Expert Guide to Using a Python Ideal Gas Law Calculator
A Python ideal gas law calculator combines chemistry fundamentals with fast numerical computation. Whether you are a student checking homework, a laboratory technician verifying a gas sample, an engineer estimating process conditions, or a programmer building a science app, the ideal gas law is one of the most useful equations in physical science. It links pressure, volume, amount of substance, and temperature in a single compact relationship: PV = nRT.

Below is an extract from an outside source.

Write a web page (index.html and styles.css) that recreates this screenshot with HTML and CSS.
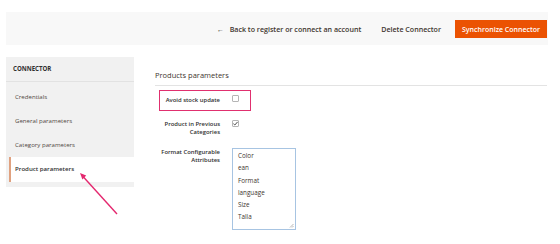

This calculator is designed to make that equation practical. You select the variable you want to solve for, enter the other three values, choose the correct units, and get an instant answer. The tool also helps reduce common mistakes by converting units in the background and plotting a visual relationship so you can see how the gas behaves under the conditions you entered. If you are working in Python, the logic used by this calculator is exactly the same logic you would code into a script, Jupyter notebook, educational app, or engineering utility.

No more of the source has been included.